While working out my response, Johnson and I corresponded a number of times and he learned more about his subject.  He later included in a column about Aycock a mention of the riot, "which he did not plan."  That has been the closest he has come to publishing the facts.  On the anniversary of the Dylann Roof mass murders, I asked Johnson if he had given any thought to re-visiting his false allegations, and he responded, "Not really."

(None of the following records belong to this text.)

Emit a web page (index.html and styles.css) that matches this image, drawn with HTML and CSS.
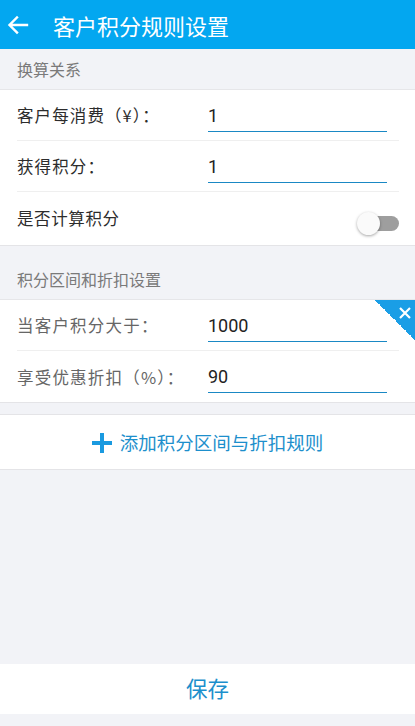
FILE: index.html
```html
<!DOCTYPE html>
<html lang="zh">
<head>
<meta charset="utf-8">
<link rel="stylesheet" href="styles.css">
</head>
<body>
<div class="app">
  <header class="topbar">
    <svg class="back" width="22" height="20" viewBox="0 0 22 20"><path d="M20 10H3M10 2.5L2.5 10L10 17.5" fill="none" stroke="#fff" stroke-width="2.4" stroke-linecap="square"/></svg>
    <h1 class="title">客户积分规则设置</h1>
  </header>

  <div class="section-head">换算关系</div>
  <div class="group">
    <div class="row">
      <span class="label">客户每消费（¥）：</span>
      <span class="field">1</span>
    </div>
    <div class="row">
      <span class="label">获得积分：</span>
      <span class="field">1</span>
    </div>
    <div class="row row-switch">
      <span class="label small">是否计算积分</span>
      <span class="switch"><span class="track"></span><span class="knob"></span></span>
    </div>
  </div>

  <div class="section-head tall">积分区间和折扣设置</div>
  <div class="group rule">
    <span class="corner"><svg width="14" height="14" viewBox="0 0 14 14"><path d="M2 2L12 12M12 2L2 12" stroke="#fff" stroke-width="2.2"/></svg></span>
    <div class="row">
      <span class="label muted">当客户积分大于：</span>
      <span class="field">1000</span>
    </div>
    <div class="row">
      <span class="label muted">享受优惠折扣（%）：</span>
      <span class="field">90</span>
    </div>
  </div>

  <div class="add">
    <svg width="20" height="20" viewBox="0 0 20 20"><path d="M10 0V20M0 10H20" stroke="#1a9ae0" stroke-width="4"/></svg>
    <span>添加积分区间与折扣规则</span>
  </div>

  <div class="spacer"></div>

  <div class="save">保存</div>
</div>
</body>
</html>
```

FILE: styles.css
```css
* { box-sizing: border-box; margin: 0; padding: 0; }
html, body { height: 100%; }
body {
  background: #f2f3f7;
  font-family: "Noto Sans CJK SC", "Noto Sans", Roboto, sans-serif;
  color: #333;
}
.app {
  height: 726px;
  display: flex;
  flex-direction: column;
}
.topbar {
  height: 49px;
  background: #03a7f0;
  display: flex;
  align-items: center;
  padding-left: 7px;
  flex-shrink: 0;
}
.back { margin-right: 24px; }
.title {
  font-size: 22px;
  font-weight: 400;
  color: #fff;
  line-height: 1;
}
.section-head {
  height: 41px;
  padding: 0 17px;
  display: flex;
  align-items: center;
  font-size: 16px;
  color: #7a7a7a;
  border-bottom: 1px solid #e6e6e9;
}
.section-head.tall {
  height: 54px;
  padding-top: 12px;
}
.group {
  background: #fff;
  border-bottom: 1px solid #e4e4e7;
  position: relative;
}
.row {
  height: 51px;
  margin: 0 16px 0 17px;
  display: flex;
  align-items: center;
  border-bottom: 1px solid #efefef;
}
.row:last-child { border-bottom: none; }
.label {
  width: 191px;
  font-size: 16.5px;
  color: #2c2c2c;
  letter-spacing: 1.1px;
}
.label.small { font-size: 16.5px; letter-spacing: 0.6px; flex: 1; }
.label.muted { font-size: 16.5px; color: #666; letter-spacing: 1.2px; }
.field {
  width: 179px;
  height: 29px;
  margin-top: 4px;
  border-bottom: 1.5px solid #1a88c4;
  font-family: Roboto, "Noto Sans", sans-serif;
  font-size: 18px;
  color: #222;
  line-height: 26px;
  letter-spacing: 0;
}
.row-switch {
  height: 53px;
  padding-bottom: 2px;
}
.switch {
  position: relative;
  width: 42px;
  height: 24px;
  margin-top: 10px;
}
.track {
  position: absolute;
  left: 10px;
  top: 5px;
  width: 32px;
  height: 15px;
  border-radius: 8px;
  background: #9e9e9e;
}
.knob {
  position: absolute;
  left: 0;
  top: 1px;
  width: 23px;
  height: 23px;
  border-radius: 50%;
  background: #fafafa;
  box-shadow: 0 1px 3px rgba(0,0,0,0.35);
}
.corner {
  position: absolute;
  right: 0;
  top: 0;
  width: 40px;
  height: 40px;
  background: linear-gradient(to bottom left, #1a9ee6 50%, transparent 50%);
}
.corner svg {
  position: absolute;
  right: 3px;
  top: 6px;
}
.add {
  margin-top: 11px;
  height: 56px;
  background: #fff;
  border-top: 1px solid #e4e4e7;
  border-bottom: 1px solid #e4e4e7;
  display: flex;
  align-items: center;
  justify-content: center;
  gap: 8px;
  font-size: 18.5px;
  color: #1d8fcc;
}
.add svg { margin-top: 1px; }
.spacer { flex: 1; }
.save {
  height: 50px;
  margin-bottom: 12px;
  padding-bottom: 3px;
  background: #fff;
  display: flex;
  align-items: center;
  justify-content: center;
  font-size: 21.5px;
  color: #1d8fcc;
}
```
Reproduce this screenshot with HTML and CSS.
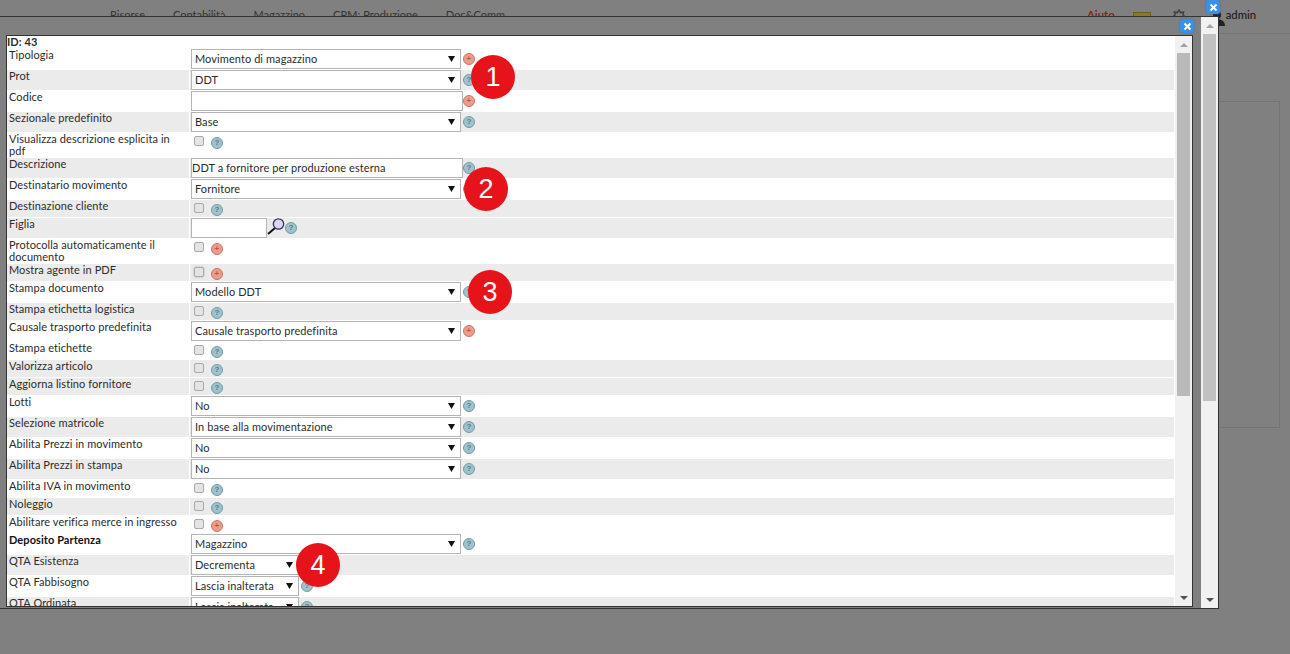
FILE: index.html
```html
<!DOCTYPE html>
<html>
<head>
	<title>Tipologia documento</title>
	<meta charset="UTF-8">
	<link rel="stylesheet" href="styles.css">
</head>
<body>
	<div class="topbar">
		<nav class="nav">
			<a>Risorse</a>
			<a>Contabilità</a>
			<a>Magazzino</a>
			<a>CRM; Produzione</a>
			<a>Doc&amp;Comm</a>
		</nav>
		<div class="tools">
			<a class="help-link">Aiuto</a>
			<span class="mail"></span>
			<svg class="gear" width="16" height="16" viewBox="0 0 16 16"><path d="M8 1l1.600 2.600 3-.7-.7 3L14.500 8l-2.600 2 .7 3-3-.7L8 15l-1.600-2.700-3 .7.7-3L1.500 8l2.600-2.100-.7-3 3 .7z" fill="none" stroke="#444" stroke-width="1.500"/></svg>
			<svg class="user" width="15" height="16" viewBox="0 0 15 16"><circle cx="7" cy="5" r="4" fill="#222"/><path d="M0 16c0-5 3-7 7-7s8 2 8 7z" fill="#222"/></svg>
			<span class="admin">admin</span>
		</div>
	</div>
	<div class="panel"></div>

	<div class="win-outer">
		<span class="close close-outer"><svg width="9" height="9" viewBox="0 0 9 9"><path d="M1.500 1.500l6 6M7.500 1.500l-6 6" stroke="#fff" stroke-width="2"/></svg></span>
		<div class="sbar">
			<span class="sbar-btn"><i class="arrow-up"></i></span>
			<span class="sbar-thumb thumb-outer"></span>
			<span class="sbar-rest"></span>
			<span class="sbar-btn"><i class="arrow-down"></i></span>
		</div>

		<div class="win-inner">
			<div class="form">
				<div class="id-line">ID: 43</div>

				<div class="row">
					<label>Tipologia</label>
					<div class="field"><select class="sel"><option>Movimento di magazzino</option></select><span class="mark plus">+</span></div>
				</div>
				<div class="row alt">
					<label>Prot</label>
					<div class="field"><select class="sel"><option>DDT</option></select><span class="mark tip">?</span></div>
				</div>
				<div class="row">
					<label>Codice</label>
					<div class="field"><input class="txt" type="text"><span class="mark plus">+</span></div>
				</div>
				<div class="row alt">
					<label>Sezionale predefinito</label>
					<div class="field"><select class="sel"><option>Base</option></select><span class="mark tip">?</span></div>
				</div>
				<div class="row row-two">
					<label>Visualizza descrizione esplicita in pdf</label>
					<div class="field check"><input type="checkbox"><span class="mark tip">?</span></div>
				</div>
				<div class="row alt">
					<label>Descrizione</label>
					<div class="field"><input class="txt" type="text" value="DDT a fornitore per produzione esterna"><span class="mark tip">?</span></div>
				</div>
				<div class="row">
					<label>Destinatario movimento</label>
					<div class="field"><select class="sel"><option>Fornitore</option></select><span class="mark tip">?</span></div>
				</div>
				<div class="row row-chk alt">
					<label>Destinazione cliente</label>
					<div class="field check"><input type="checkbox"><span class="mark tip">?</span></div>
				</div>
				<div class="row alt">
					<label>Figlia</label>
					<div class="field">
						<input class="txt txt-short" type="text">
						<svg class="lens" width="20" height="17" viewBox="0 0 20 17"><path d="M1 16l7-6" stroke="#111" stroke-width="2"/><circle cx="11.500" cy="6" r="5.200" fill="#d9d6ee" stroke="#34345a" stroke-width="1.300"/></svg>
						<span class="mark tip">?</span>
					</div>
				</div>
				<div class="row row-two">
					<label>Protocolla automaticamente il documento</label>
					<div class="field check"><input type="checkbox"><span class="mark plus">+</span></div>
				</div>
				<div class="row row-chk alt">
					<label>Mostra agente in PDF</label>
					<div class="field check"><input class="focused" type="checkbox"><span class="mark plus">+</span></div>
				</div>
				<div class="row">
					<label>Stampa documento</label>
					<div class="field"><select class="sel"><option>Modello DDT</option></select><span class="mark tip">?</span></div>
				</div>
				<div class="row row-chk alt">
					<label>Stampa etichetta logistica</label>
					<div class="field check"><input type="checkbox"><span class="mark tip">?</span></div>
				</div>
				<div class="row">
					<label>Causale trasporto predefinita</label>
					<div class="field"><select class="sel"><option>Causale trasporto predefinita</option></select><span class="mark plus">+</span></div>
				</div>
				<div class="row row-chk">
					<label>Stampa etichette</label>
					<div class="field check"><input type="checkbox"><span class="mark tip">?</span></div>
				</div>
				<div class="row row-chk alt">
					<label>Valorizza articolo</label>
					<div class="field check"><input type="checkbox"><span class="mark tip">?</span></div>
				</div>
				<div class="row row-chk alt">
					<label>Aggiorna listino fornitore</label>
					<div class="field check"><input type="checkbox"><span class="mark tip">?</span></div>
				</div>
				<div class="row">
					<label>Lotti</label>
					<div class="field"><select class="sel"><option>No</option></select><span class="mark tip">?</span></div>
				</div>
				<div class="row alt">
					<label>Selezione matricole</label>
					<div class="field"><select class="sel"><option>In base alla movimentazione</option></select><span class="mark tip">?</span></div>
				</div>
				<div class="row">
					<label>Abilita Prezzi in movimento</label>
					<div class="field"><select class="sel"><option>No</option></select><span class="mark tip">?</span></div>
				</div>
				<div class="row alt">
					<label>Abilita Prezzi in stampa</label>
					<div class="field"><select class="sel"><option>No</option></select><span class="mark tip">?</span></div>
				</div>
				<div class="row row-chk">
					<label>Abilita IVA in movimento</label>
					<div class="field check"><input type="checkbox"><span class="mark tip">?</span></div>
				</div>
				<div class="row row-chk alt">
					<label>Noleggio</label>
					<div class="field check"><input type="checkbox"><span class="mark tip">?</span></div>
				</div>
				<div class="row row-chk">
					<label>Abilitare verifica merce in ingresso</label>
					<div class="field check"><input type="checkbox"><span class="mark plus">+</span></div>
				</div>
				<div class="row">
					<label class="strong">Deposito Partenza</label>
					<div class="field"><select class="sel"><option>Magazzino</option></select><span class="mark tip">?</span></div>
				</div>
				<div class="row alt">
					<label>QTA Esistenza</label>
					<div class="field"><select class="sel sel-short"><option>Decrementa</option></select><span class="mark tip">?</span></div>
				</div>
				<div class="row">
					<label>QTA Fabbisogno</label>
					<div class="field"><select class="sel sel-short"><option>Lascia inalterata</option></select><span class="mark tip">?</span></div>
				</div>
				<div class="row alt">
					<label>QTA Ordinata</label>
					<div class="field"><select class="sel sel-short"><option>Lascia inalterata</option></select><span class="mark tip">?</span></div>
				</div>
			</div>
			<div class="sbar">
				<span class="sbar-btn"><i class="arrow-up"></i></span>
				<span class="sbar-thumb thumb-inner"></span>
				<span class="sbar-rest"></span>
				<span class="sbar-btn"><i class="arrow-down"></i></span>
			</div>
		</div>
		<span class="close close-inner"><svg width="9" height="9" viewBox="0 0 9 9"><path d="M1.500 1.500l6 6M7.500 1.500l-6 6" stroke="#fff" stroke-width="2"/></svg></span>
	</div>

	<span class="badge badge-1">1</span>
	<span class="badge badge-2">2</span>
	<span class="badge badge-3">3</span>
	<span class="badge badge-4">4</span>
</body>
</html>
```

FILE: styles.css
```css
* {
	box-sizing: border-box;
}

html, body {
	margin: 0;
	height: 100%;
}

body {
	height: 654px;
	overflow: hidden;
	background: #808080;
	font-family: "Lato", "Open Sans", sans-serif;
	font-size: 11px;
	color: #2b2b2b;
}

/* page behind the modal */
.topbar {
	display: flex;
	justify-content: space-between;
	height: 34px;
	padding: 7px 34px 0 110px;
	border-bottom: 1px solid #757575;
	color: #333;
}

.nav {
	display: flex;
	gap: 28px;
	line-height: 15px;
}

.tools {
	display: flex;
	align-items: flex-start;
	font-size: 11.3px;
	line-height: 15px;
}

.help-link {
	font-weight: bold;
	color: #8a1f1f;
	margin-right: 18px;
}

.mail {
	width: 18px;
	height: 7px;
	margin: 5px 20px 0 0;
	background: #8d7a1f;
	border: 1px solid #6b5f1c;
}

.gear {
	margin: 2px 23px 0 0;
}

.user {
	margin: 3px 1px 0 0;
}

.admin {
	color: #111;
}

.panel {
	height: 327px;
	margin: 67px 10px 0;
	border: 1px solid #747474;
}

/* modal windows */
.win-outer {
	position: absolute;
	left: -1px;
	top: 16px;
	width: 1220px;
	height: 593px;
	display: flex;
	justify-content: flex-end;
	background: #808080;
	border: 1px solid #333;
}

.win-inner {
	position: absolute;
	left: 6px;
	top: 18px;
	width: 1187px;
	height: 572px;
	display: flex;
	justify-content: space-between;
	background: #fff;
	border: 1px solid #333;
}

.sbar {
	width: 17px;
	height: 100%;
	flex: none;
	display: flex;
	flex-direction: column;
	background: #f1f1f1;
}

.sbar-btn {
	height: 17px;
	flex: none;
	display: flex;
	align-items: center;
	justify-content: center;
}

.sbar-thumb {
	flex: none;
	margin: 0 2px;
}

.thumb-outer {
	height: 367px;
	background: #c1c1c1;
}

.thumb-inner {
	height: 343px;
	background: #b9b9b9;
}

.sbar-rest {
	flex: 1;
}

.arrow-up,
.arrow-down {
	width: 0;
	height: 0;
	border-left: 4px solid transparent;
	border-right: 4px solid transparent;
}

.arrow-up {
	border-bottom: 4px solid #a3a3a3;
}

.arrow-down {
	border-top: 4px solid #505050;
}

.close {
	position: absolute;
	width: 14px;
	height: 14px;
	display: flex;
	align-items: center;
	justify-content: center;
	background: #3c8fe6;
	border-radius: 3px;
	box-shadow: 0 0 2px #2a6fc0;
}

.close-outer {
	left: 1206px;
	top: -17px;
}

.close-inner {
	left: 1180px;
	top: 2px;
}

/* form */
.form {
	flex: 1;
	min-width: 0;
	overflow: hidden;
	letter-spacing: 0.08px;
}

.id-line {
	height: 13px;
	line-height: 12px;
	font-weight: bold;
}

.row {
	display: grid;
	grid-template-columns: 182px 984px;
	column-gap: 1px;
	height: 21px;
	padding-bottom: 1px;
}

.row-chk {
	height: 18px;
}

.row-two {
	height: 25px;
}

.row label {
	padding: 0 10px 0 2px;
	line-height: 12px;
}

.row label.strong {
	font-weight: bold;
	color: #111;
}

.alt label,
.alt .field {
	background: #ebebeb;
}

.field {
	display: flex;
	align-items: center;
	padding-left: 1px;
}

.check {
	align-items: flex-start;
	padding: 3px 0 0 4px;
}

.check input {
	appearance: none;
	width: 10px;
	height: 10px;
	margin: 0 7px 0 0;
	background: #e4e4e4;
	border: 1px solid #a9a9a9;
	border-radius: 2px;
}

.check input.focused {
	box-shadow: 0 0 2px #8fa6cf;
}

.check .mark {
	margin-top: 1px;
}

.sel,
.txt {
	height: 20px;
	font-family: inherit;
	font-size: 11px;
	letter-spacing: inherit;
	color: #2b2b2b;
	background-color: #fff;
	border: 1px solid #b4b4b4;
	border-radius: 0;
	outline: none;
}

.sel {
	appearance: none;
	width: 270px;
	margin-right: 2px;
	padding: 0 0 1px 3px;
	background-image: url("data:image/svg+xml,%3Csvg xmlns='http://www.w3.org/2000/svg' width='7' height='6'%3E%3Cpath d='M0 0h7L3.500 6z' fill='%23111'/%3E%3C/svg%3E");
	background-repeat: no-repeat;
	background-position: right 5px center;
}

.sel-short {
	width: 108px;
}

.txt {
	width: 272px;
	padding: 0 0 1px;
}

.txt-short {
	width: 76px;
}

.lens {
	flex: none;
	margin: 0 -2px 3px 0;
}

.mark {
	width: 12px;
	height: 12px;
	flex: none;
	display: flex;
	align-items: center;
	justify-content: center;
	border-radius: 50%;
	font-family: "Liberation Sans", sans-serif;
	font-size: 8px;
	font-weight: bold;
	line-height: 1;
}

.tip {
	background: #a3c1ca;
	border: 1px solid #6f9cab;
	color: #4d7d8f;
}

.plus {
	background: #eb9d8d;
	border: 1px solid #cb7363;
	color: #bf5645;
}

/* numbered callouts */
.badge {
	position: absolute;
	width: 44px;
	height: 44px;
	display: flex;
	align-items: center;
	justify-content: center;
	background: #e7131a;
	border-radius: 50%;
	font-family: "Liberation Sans", sans-serif;
	font-size: 27px;
	color: #fff;
}

.badge-1 {
	left: 471px;
	top: 55px;
}

.badge-2 {
	left: 464px;
	top: 167px;
}

.badge-3 {
	left: 468px;
	top: 270px;
}

.badge-4 {
	left: 296px;
	top: 543px;
}
```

September 30, 2016 at 10:55 am
William Franklin says:

Aycock protests far too much. It is accepted that Aycock and Josephus Daniels, N&O owner fomented racial hatred and invited Red Shirts into NC to suppress blacks however they wished to kill off Fusion. His attempts to create "fair and balanced" bullshit between the whites and the blacks is a simple but effective lie -- the blacks had no advantage over whites who were out to destroy them. Aycock is also out of his mind to think Randy Voller will run again for NCDP Chair, although the current chair, Aycock's wife, has totally mismanaged the party, purged member with whom she disagreed, supported the defunding of the party by the Jim Hunt, Governor for Life, faction. She is like a fence post turtle; she has no idea how she got there as chair; no idea what she is doing; and no idea how to dismount (apologies to Molly Ivins who told this story about Bush). She is simply a failure in managing the party, except for the Raleigh Rich Set and Golden Children. She exemplifies all that is wrong with the Democratic Party in this day. This guy is demented and should for good of his family name, simply shut the hell up.